The club’s performance under the lights at homecoming took the edge off a 20-0 loss to Center Moriches, and it is to perform at the East Hampton-Bayport boys basketball game here this Saturday.

Hernandez describes dance as “a physical art,” a definition with which her charges, some of whom were interviewed following Saturday’s practice at the middle school, agree.

“Some think they’re not agile enough in the beginning,” she said, “they have doubts, but soon they find they can do what they thought they couldn’t do, which is exciting. There’s emotional development too. Jazz, for instance, may look dry at first, too technical, as if it has no heart, but they warm to it in time.” 

The competitions were rigorous, Hernandez and Pryal, who joined in the conversation near its end, said, beginning with checks, much like those that referees conduct in other sports, for jewelry, et cetera.

“You get three minutes to get on and off, to show what you have, or points are deducted,” said Hernandez.

“You have to be totally in sync, every motion,” said Pryal. “How complex your routine is is factored into the scoring.”

“It’s a high risk, high reward kind of thing — we’re challenging them,” said Hernandez. “While it might be safer, for instance, to do one turn, two is worth more.”

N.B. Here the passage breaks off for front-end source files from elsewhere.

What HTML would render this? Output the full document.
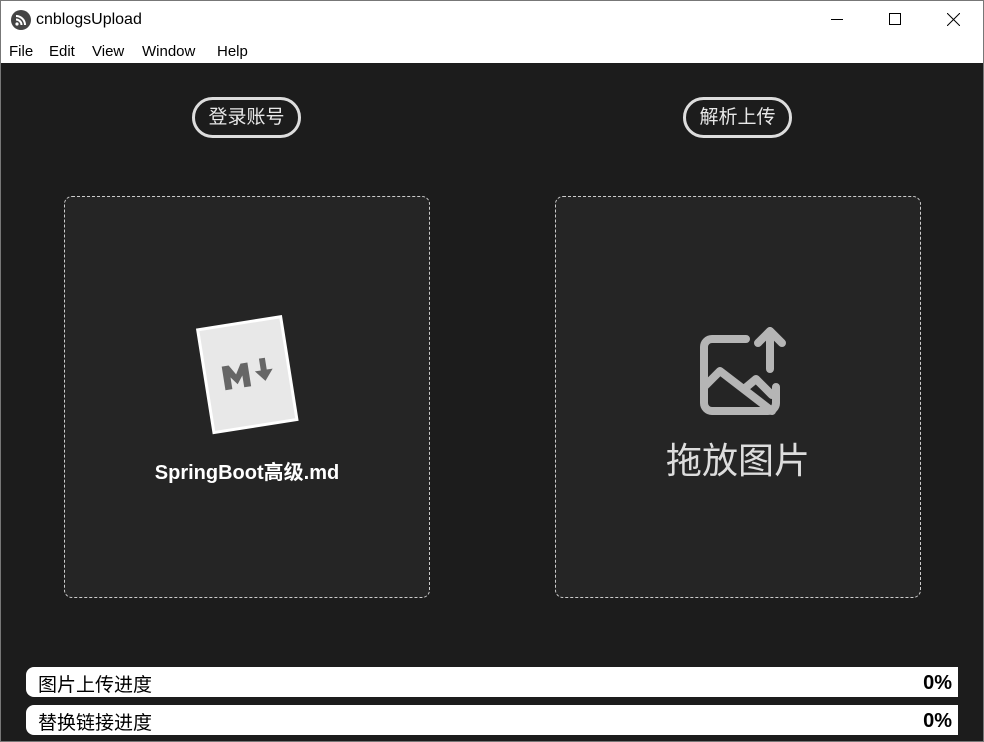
<!DOCTYPE html>
<html><head><meta charset="utf-8"><style>
*{margin:0;padding:0;box-sizing:border-box}
body{width:984px;height:742px;overflow:hidden;background:#1c1c1c;font-family:"Liberation Sans","Noto Sans CJK SC",sans-serif;position:relative}
.win{position:absolute;inset:0;border:1px solid #777}
.title{position:absolute;left:0;top:0;width:984px;height:38px;background:#fff;border:1px solid #777;border-bottom:none}
.title .t{position:absolute;left:35px;top:10px;font-size:16px;color:#000}
.menu{position:absolute;left:0;top:38px;width:984px;height:25px;background:#fff;border-left:1px solid #777;border-right:1px solid #777;font-size:15px}
.menu span{position:absolute;top:5px;color:#000}
.btn{position:absolute;top:97px;height:41px;border:3px solid #ddd;border-radius:21px;color:#e8e8e8;font-size:19px;line-height:35px;text-align:center}
.box{position:absolute;top:196px;width:366px;height:402px;background:#252525;border:1px dashed #ccc;border-radius:8px}
.bar{position:absolute;left:26px;width:932px;height:30px;background:#fff;border-radius:8px 0 0 8px;font-size:19px;color:#000}
.bar .l{position:absolute;left:12px;top:3px}
.bar .r{position:absolute;right:6px;top:5px;font-weight:bold;font-size:20px}
</style></head><body>
<div class="title">
<svg style="position:absolute;left:10px;top:9px" width="20" height="20" viewBox="0 0 20 20"><circle cx="10" cy="10" r="10" fill="#444"/><path d="M5 6a9 9 0 0 1 9 9M5 9.5a5.5 5.5 0 0 1 5.5 5.5" stroke="#fff" stroke-width="2" fill="none"/><circle cx="6" cy="14" r="1.6" fill="#fff"/></svg>
<span class="t">cnblogsUpload</span>
<svg style="position:absolute;left:830px;top:18px" width="12" height="2"><rect width="12" height="1" fill="#000"/></svg>
<svg style="position:absolute;left:888px;top:12px" width="12" height="12"><rect x=".5" y=".5" width="11" height="11" fill="none" stroke="#000"/></svg>
<svg style="position:absolute;left:946px;top:12px" width="13" height="13"><path d="M0 0L13 13M13 0L0 13" stroke="#000"/></svg>
</div>
<div class="menu"><span style="left:8px">File</span><span style="left:48px">Edit</span><span style="left:91px">View</span><span style="left:141px">Window</span><span style="left:216px">Help</span></div>
<div class="btn" style="left:192px;width:109px">登录账号</div>
<div class="btn" style="left:683px;width:109px">解析上传</div>
<div class="box" style="left:64px">
<svg style="position:absolute;left:128px;top:118px" width="110" height="122" viewBox="0 0 110 122">
<g transform="rotate(-9 52 58)"><rect x="12" y="8" width="84" height="104" fill="#e8e8e8" stroke="#fff" stroke-width="3"/>
<path d="M30 72V48h7l6 10 6-10h7v24h-7V60l-6 8-6-8v12z" fill="#666"/>
<path d="M68 46h6v12h6l-9 11-9-11h6z" fill="#666"/></g></svg>
<div style="position:absolute;left:0;width:100%;top:259px;text-align:center;color:#fff;font-size:20px;font-weight:600">SpringBoot高级.md</div>
</div>
<div class="box" style="left:555px">
<svg style="position:absolute;left:138px;top:126px" width="94" height="92" viewBox="0 0 94 92">
<g fill="none" stroke="#b5b5b5" stroke-width="8" stroke-linecap="round" stroke-linejoin="round">
<path d="M52 16H18a8 8 0 0 0-8 8v56a8 8 0 0 0 8 8h56a8 8 0 0 0 8-8V64"/>
<path d="M10 64l16-16 52 40"/><path d="M50 66l12-10 16 16"/>
<path d="M76 46V8M64 20l12-12 12 12"/></g></svg>
<div style="position:absolute;left:0;width:100%;top:235px;text-align:center;color:#ddd;font-size:36px">拖放图片</div>
</div>
<div class="bar" style="top:667px"><span class="l">图片上传进度</span><span class="r">0%</span></div>
<div class="bar" style="top:705px"><span class="l">替换链接进度</span><span class="r">0%</span></div>
<div class="win"></div>
</body></html>
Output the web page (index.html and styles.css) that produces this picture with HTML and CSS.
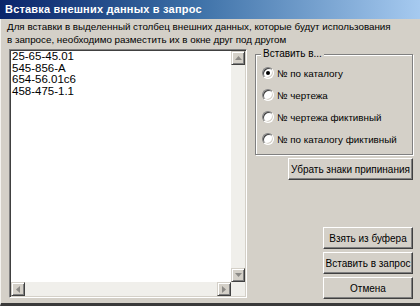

The competition team comprises Jacqueline Bates, Lejdi Contreras, Julie Ehm, Amanda Fioriello, Karah Jones, Ally Karlin, Melissa Lopez, Sherie Samuels, Valentina Sanchez, Maggie Ryan, Daisy Vargas, Lauren Zaino, Angelica Zambrano, Claire Belhumeur, Jillian Hear, and Yean Franco, the sole male in the group.

Ryan and Hear study ballet, and Belhumeur was until recently a competitive figure skater.

Fioriello, Ehm, Samuels, and Franco, all of them captains, talked about the club and team after Saturday morning’s practice at the middle school.

“I would have played field hockey,” Fioriello said when they were asked what they would have done had there been no dance club at the high school, “but I love dance. I’ve been doing it since seventh grade.”

Ehm said it was “amazing” that it’s now considered a varsity sport. “We’ve got new uniforms, new leotards. . . .”

“No more hand-me-downs,” said Franco, who, as is the case with his fellow captains, is involved in the high school’s theater program. 

“It’s nice that we’re getting more recognition,” said Ehm, who is a studio dancer as well.

“I don’t know what I would have done if there hadn’t been a dance club, probably nothing,” said Samuels.

Their coaches, the four said, worked just as hard as they. “They keep us going,” said Franco.

Samuels, when asked how they’d done at Uniondale in the past few years, said, “We were third, second, and third.”

Asked about the team aspect of their discipline, Fioriello said, “We’ve really been bonding.”

“We sweat and bleed together,” said Ehm, who added, when asked if she and the others would keep on dancing, “I can’t imagine a world without it.”